Леон в сотый раз обернулся посмотреть на жену: она становилась все бледнее и все ниже пригибалась к шее лошади. Какой же он болван, что не вспомнил о том, что Солара только недавно оправилась от тяжелой болезни и явно не была готова трое суток на коне скакать! Это на нем все раны заживают мигом, оба плеча уже не ноют, а принцесса — слабая девушка. Она, конечно, сама вызвалась в путь отправиться, но он-то должен был предвидеть такой исход и обеспечить жену подходящим транспортом! Не на тюки же с фуражом в телеге ее сажать, как крестьянскую девчонку! Да и свалится она с этого тюка… Поразительно, что принцесса не жаловалась и не роптала. Может, она свято верила в старинный догмат, что жена — собственность мужа и тот волен творить с ней все, что пожелает? По древнему закону, не менявшемуся много веков (и давным-давно всеми преданному забвению), единственное, что ограничивает власть мужчины над своей супругой, это закон о непричинении непоправимого вреда: муж не имеет права убить жену (это преступление карается смертной казнью), не имеет право наносить ей тяжелые увечья, не имеет права морить ее голодом и холодом. Но множество других способов сделать жизнь женщины невыносимой, в законе не оговаривалось. Само собой, Леону бы и в голову не пришло издеваться над беззащитной девушкой, как бы он к ней ни относился, но принцесса-то не может быть в этом уверена! Неужели она его опасается?! В столице она могла бы рассчитывать на защиту брата, но поместье Ардамасов далеко… Вот зачем она отправилась вместе с ним, почему не осталась в столице?! Она что, готова в обмороки падать, но за ним скакать? Зачем?! С какой целью?
Леон решительно развернул коня, подъехал к жене, выхватил из седла ее ослабевшее тело и посадил перед собой.
— Возвращаемся к дому, — мрачно скомандовал он, и солдаты понимающе-виновато кивнули. Знать, тоже корили себя за недогадливость и непредусмотрительность.
Нарас вытащил бутылек с настойкой, пропитал сильно пахнущей жидкостью платок и протянул Леону:
— Леди на лоб положите.
От прикосновения влажной пахучей ткани Солара вздрогнула и пришла в себя. Вцепившись в жилетку Леона, она огляделась и поняла, что движутся они в обратном направлении.

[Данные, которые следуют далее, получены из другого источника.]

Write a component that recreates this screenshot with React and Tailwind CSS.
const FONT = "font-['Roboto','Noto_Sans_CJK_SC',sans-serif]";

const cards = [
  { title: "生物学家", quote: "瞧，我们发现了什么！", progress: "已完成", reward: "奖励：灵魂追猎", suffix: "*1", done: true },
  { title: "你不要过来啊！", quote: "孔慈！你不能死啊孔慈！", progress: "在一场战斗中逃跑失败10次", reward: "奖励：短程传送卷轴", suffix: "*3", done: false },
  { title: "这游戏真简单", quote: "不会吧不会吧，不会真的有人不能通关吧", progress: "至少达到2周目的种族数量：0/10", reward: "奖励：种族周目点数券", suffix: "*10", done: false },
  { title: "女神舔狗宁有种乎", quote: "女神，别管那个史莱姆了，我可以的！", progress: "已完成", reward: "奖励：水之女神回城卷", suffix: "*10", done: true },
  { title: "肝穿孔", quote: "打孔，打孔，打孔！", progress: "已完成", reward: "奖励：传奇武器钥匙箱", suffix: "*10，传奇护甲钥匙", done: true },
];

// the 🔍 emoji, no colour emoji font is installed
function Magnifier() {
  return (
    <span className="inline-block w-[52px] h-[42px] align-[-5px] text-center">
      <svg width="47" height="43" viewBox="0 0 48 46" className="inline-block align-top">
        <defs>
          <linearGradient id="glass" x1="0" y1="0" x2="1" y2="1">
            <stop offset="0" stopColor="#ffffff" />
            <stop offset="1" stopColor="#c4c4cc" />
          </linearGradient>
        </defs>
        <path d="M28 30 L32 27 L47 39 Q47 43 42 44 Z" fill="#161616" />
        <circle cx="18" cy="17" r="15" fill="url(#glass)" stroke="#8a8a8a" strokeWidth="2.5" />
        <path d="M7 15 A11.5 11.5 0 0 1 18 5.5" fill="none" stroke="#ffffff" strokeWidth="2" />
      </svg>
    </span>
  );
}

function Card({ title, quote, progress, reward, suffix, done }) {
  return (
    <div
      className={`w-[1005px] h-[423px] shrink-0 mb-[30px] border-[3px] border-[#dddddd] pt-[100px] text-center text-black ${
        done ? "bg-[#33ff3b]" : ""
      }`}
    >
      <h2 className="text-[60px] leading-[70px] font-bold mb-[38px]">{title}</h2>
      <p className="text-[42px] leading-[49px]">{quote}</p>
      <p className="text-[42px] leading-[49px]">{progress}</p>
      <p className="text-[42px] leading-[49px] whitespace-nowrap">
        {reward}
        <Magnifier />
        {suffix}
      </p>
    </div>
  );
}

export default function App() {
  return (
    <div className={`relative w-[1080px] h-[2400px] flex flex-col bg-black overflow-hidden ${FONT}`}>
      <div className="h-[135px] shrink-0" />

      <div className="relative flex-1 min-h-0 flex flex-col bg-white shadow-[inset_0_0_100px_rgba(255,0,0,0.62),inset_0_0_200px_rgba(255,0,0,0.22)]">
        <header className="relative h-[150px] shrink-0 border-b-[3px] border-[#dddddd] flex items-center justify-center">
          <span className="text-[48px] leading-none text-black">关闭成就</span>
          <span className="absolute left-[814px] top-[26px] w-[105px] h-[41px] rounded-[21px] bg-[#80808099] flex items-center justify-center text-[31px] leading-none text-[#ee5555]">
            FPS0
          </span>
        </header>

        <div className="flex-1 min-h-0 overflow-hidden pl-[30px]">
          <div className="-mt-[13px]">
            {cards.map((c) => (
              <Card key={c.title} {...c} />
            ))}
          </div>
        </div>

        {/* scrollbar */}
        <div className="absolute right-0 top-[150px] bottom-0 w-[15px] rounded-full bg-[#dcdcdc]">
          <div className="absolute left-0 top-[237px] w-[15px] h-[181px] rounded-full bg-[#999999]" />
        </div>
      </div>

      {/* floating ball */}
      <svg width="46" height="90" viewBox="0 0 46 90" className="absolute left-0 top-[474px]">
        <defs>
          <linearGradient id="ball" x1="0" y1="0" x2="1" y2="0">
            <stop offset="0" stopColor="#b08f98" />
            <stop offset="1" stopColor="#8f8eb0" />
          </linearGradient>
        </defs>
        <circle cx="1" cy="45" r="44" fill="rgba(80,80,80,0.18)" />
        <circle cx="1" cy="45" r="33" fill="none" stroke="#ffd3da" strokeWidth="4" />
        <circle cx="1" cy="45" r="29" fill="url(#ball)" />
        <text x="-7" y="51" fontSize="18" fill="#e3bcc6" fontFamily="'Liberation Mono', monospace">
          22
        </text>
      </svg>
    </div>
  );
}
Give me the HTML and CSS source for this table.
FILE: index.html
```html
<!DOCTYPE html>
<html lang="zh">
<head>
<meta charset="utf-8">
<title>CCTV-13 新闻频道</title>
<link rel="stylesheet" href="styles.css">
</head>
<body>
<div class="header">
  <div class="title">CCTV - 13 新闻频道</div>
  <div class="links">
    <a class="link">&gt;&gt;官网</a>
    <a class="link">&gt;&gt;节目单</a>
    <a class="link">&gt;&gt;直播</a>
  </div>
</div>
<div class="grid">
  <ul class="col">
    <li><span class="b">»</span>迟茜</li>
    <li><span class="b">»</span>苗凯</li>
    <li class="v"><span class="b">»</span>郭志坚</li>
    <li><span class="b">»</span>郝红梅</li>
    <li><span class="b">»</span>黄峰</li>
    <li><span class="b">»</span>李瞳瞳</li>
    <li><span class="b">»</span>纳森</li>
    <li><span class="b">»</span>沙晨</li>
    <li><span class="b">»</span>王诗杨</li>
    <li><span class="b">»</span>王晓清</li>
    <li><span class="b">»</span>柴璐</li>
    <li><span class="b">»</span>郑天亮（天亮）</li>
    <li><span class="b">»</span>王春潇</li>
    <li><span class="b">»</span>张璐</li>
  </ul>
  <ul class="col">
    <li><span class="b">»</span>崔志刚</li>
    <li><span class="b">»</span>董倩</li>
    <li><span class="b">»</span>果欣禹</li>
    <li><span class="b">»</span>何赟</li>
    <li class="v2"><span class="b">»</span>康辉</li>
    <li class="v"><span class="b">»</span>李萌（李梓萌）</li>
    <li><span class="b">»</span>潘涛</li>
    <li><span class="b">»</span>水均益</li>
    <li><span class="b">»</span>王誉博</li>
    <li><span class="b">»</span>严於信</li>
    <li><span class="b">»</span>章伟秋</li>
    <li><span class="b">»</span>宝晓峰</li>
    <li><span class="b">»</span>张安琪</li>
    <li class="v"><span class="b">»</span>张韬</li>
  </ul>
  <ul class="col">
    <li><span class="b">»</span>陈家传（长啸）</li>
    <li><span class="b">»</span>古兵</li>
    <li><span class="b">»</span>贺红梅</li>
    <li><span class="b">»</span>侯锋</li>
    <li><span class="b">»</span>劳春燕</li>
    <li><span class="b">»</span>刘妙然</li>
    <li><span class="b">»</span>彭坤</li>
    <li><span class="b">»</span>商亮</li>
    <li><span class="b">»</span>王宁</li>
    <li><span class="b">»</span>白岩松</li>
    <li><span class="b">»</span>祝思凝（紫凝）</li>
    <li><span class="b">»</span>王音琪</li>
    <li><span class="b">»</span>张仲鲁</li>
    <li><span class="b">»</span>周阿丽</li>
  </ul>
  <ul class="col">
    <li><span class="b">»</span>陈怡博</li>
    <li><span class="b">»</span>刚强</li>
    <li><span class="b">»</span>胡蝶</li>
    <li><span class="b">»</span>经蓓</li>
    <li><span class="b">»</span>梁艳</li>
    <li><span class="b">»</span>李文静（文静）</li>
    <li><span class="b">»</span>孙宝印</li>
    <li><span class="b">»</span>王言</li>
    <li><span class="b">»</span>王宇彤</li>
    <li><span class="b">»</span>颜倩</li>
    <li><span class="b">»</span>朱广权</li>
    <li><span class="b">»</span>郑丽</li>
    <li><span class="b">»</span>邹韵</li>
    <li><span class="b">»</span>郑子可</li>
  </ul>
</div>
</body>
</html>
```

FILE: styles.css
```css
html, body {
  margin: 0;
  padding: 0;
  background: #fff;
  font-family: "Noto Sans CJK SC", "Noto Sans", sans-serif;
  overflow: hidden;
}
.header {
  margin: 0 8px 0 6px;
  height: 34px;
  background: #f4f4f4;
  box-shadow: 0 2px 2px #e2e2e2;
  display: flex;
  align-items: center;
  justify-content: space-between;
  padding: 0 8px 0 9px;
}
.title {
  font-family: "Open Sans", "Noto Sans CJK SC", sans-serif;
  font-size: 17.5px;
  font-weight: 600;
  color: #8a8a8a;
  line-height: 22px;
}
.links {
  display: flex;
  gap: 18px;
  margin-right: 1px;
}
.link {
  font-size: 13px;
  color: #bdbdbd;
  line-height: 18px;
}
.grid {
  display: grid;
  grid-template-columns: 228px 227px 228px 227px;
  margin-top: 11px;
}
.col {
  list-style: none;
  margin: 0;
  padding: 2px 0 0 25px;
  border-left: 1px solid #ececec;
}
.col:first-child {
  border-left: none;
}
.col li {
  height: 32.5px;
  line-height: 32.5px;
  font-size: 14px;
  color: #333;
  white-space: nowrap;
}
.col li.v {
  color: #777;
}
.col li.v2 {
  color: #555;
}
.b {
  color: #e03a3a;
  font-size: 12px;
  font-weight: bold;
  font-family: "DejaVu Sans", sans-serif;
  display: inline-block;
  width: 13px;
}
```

Глаза ее наполнились тревогой:
— Не оставляй меня одну в Шариле, пожалуйста, я доеду! — взмолилась она.
У Леона защемило сердце, он еле удержал на лице нейтральное выражение:
— Не оставлю, — буркнул он, — карету купим и поедем завтра. Один день ничего не решает.
Девушка облегченно расслабилась и зарылась лицом в складки рубашки на его груди. Леон почувствовал, как она сделала несколько глубоких вдохов, словно впитывая в себя его запах, и по телу его прошла жаркая дрожь. Мысль о том, что потерянную брачную ночь можно компенсировать брачным утром, мелькнула и прошла: девушка еле дышит, а он свои желания усмирить не может! И вообще, она — коварная интриганка, которая так и не рассказала, чего ради затеяла все это! Надо почаще себе об этом напоминать.